Quote the whole listing exactly. Leave the pictures out of your copy.

■ ■ ■

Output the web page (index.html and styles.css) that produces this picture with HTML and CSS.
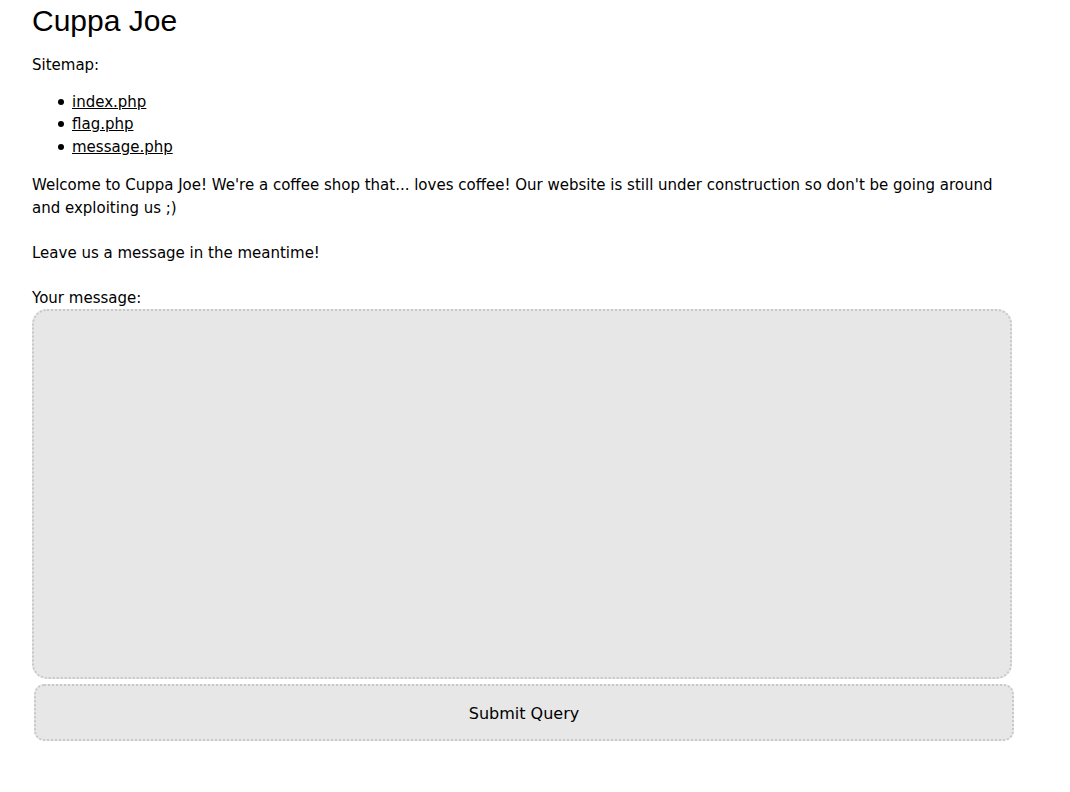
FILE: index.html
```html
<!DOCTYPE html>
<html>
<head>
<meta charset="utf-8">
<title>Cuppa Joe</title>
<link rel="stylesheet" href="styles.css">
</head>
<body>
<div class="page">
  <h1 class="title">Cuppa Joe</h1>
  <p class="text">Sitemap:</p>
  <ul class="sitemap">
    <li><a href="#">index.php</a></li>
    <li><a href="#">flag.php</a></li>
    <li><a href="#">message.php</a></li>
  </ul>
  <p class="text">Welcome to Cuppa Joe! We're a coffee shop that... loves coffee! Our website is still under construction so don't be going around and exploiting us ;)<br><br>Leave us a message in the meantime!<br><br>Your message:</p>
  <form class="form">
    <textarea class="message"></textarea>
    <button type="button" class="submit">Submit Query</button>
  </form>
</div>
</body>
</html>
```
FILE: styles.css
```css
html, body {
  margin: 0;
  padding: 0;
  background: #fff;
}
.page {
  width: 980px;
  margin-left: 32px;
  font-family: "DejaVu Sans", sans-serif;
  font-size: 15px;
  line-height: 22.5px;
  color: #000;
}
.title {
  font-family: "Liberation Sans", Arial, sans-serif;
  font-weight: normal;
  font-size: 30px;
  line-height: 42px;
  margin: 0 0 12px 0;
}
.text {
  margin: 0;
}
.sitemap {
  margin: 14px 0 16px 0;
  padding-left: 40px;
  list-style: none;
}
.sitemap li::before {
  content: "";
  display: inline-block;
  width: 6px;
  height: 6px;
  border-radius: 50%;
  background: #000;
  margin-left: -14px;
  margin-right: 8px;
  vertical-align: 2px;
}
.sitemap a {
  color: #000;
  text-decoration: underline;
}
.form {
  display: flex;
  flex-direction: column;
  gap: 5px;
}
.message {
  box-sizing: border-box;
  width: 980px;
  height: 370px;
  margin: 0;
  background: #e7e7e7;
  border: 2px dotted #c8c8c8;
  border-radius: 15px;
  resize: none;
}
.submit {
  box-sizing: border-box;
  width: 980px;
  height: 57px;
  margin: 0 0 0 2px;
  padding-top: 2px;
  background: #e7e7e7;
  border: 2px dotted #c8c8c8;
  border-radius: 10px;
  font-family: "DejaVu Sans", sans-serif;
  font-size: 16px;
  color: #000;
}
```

■ ■ ■

# Exercise solution
Output the web page (index.html and styles.css) that produces this picture with HTML and CSS.
FILE: index.html
```html
<!DOCTYPE html>
<html>
<head>
<meta charset="utf-8">
<title>Cuppa Joe</title>
<link rel="stylesheet" href="styles.css">
</head>
<body>
<div class="page">
  <h1 class="title">Cuppa Joe</h1>
  <p class="text">Sitemap:</p>
  <ul class="sitemap">
    <li><a href="#">index.php</a></li>
    <li><a href="#">flag.php</a></li>
    <li><a href="#">message.php</a></li>
  </ul>
  <p class="text">Welcome to Cuppa Joe! We're a coffee shop that... loves coffee! Our website is still under construction so don't be going around and exploiting us ;)<br><br>Leave us a message in the meantime!<br><br>Your message:</p>
  <form class="form">
    <textarea class="message"></textarea>
    <button type="button" class="submit">Submit Query</button>
  </form>
</div>
</body>
</html>
```
FILE: styles.css
```css
html, body {
  margin: 0;
  padding: 0;
  background: #fff;
}
.page {
  width: 980px;
  margin-left: 32px;
  font-family: "DejaVu Sans", sans-serif;
  font-size: 15px;
  line-height: 22.5px;
  color: #000;
}
.title {
  font-family: "Liberation Sans", Arial, sans-serif;
  font-weight: normal;
  font-size: 30px;
  line-height: 42px;
  margin: 0 0 12px 0;
}
.text {
  margin: 0;
}
.sitemap {
  margin: 14px 0 16px 0;
  padding-left: 40px;
  list-style: none;
}
.sitemap li::before {
  content: "";
  display: inline-block;
  width: 6px;
  height: 6px;
  border-radius: 50%;
  background: #000;
  margin-left: -14px;
  margin-right: 8px;
  vertical-align: 2px;
}
.sitemap a {
  color: #000;
  text-decoration: underline;
}
.form {
  display: flex;
  flex-direction: column;
  gap: 5px;
}
.message {
  box-sizing: border-box;
  width: 980px;
  height: 370px;
  margin: 0;
  background: #e7e7e7;
  border: 2px dotted #c8c8c8;
  border-radius: 15px;
  resize: none;
}
.submit {
  box-sizing: border-box;
  width: 980px;
  height: 57px;
  margin: 0 0 0 2px;
  padding-top: 2px;
  background: #e7e7e7;
  border: 2px dotted #c8c8c8;
  border-radius: 10px;
  font-family: "DejaVu Sans", sans-serif;
  font-size: 16px;
  color: #000;
}
```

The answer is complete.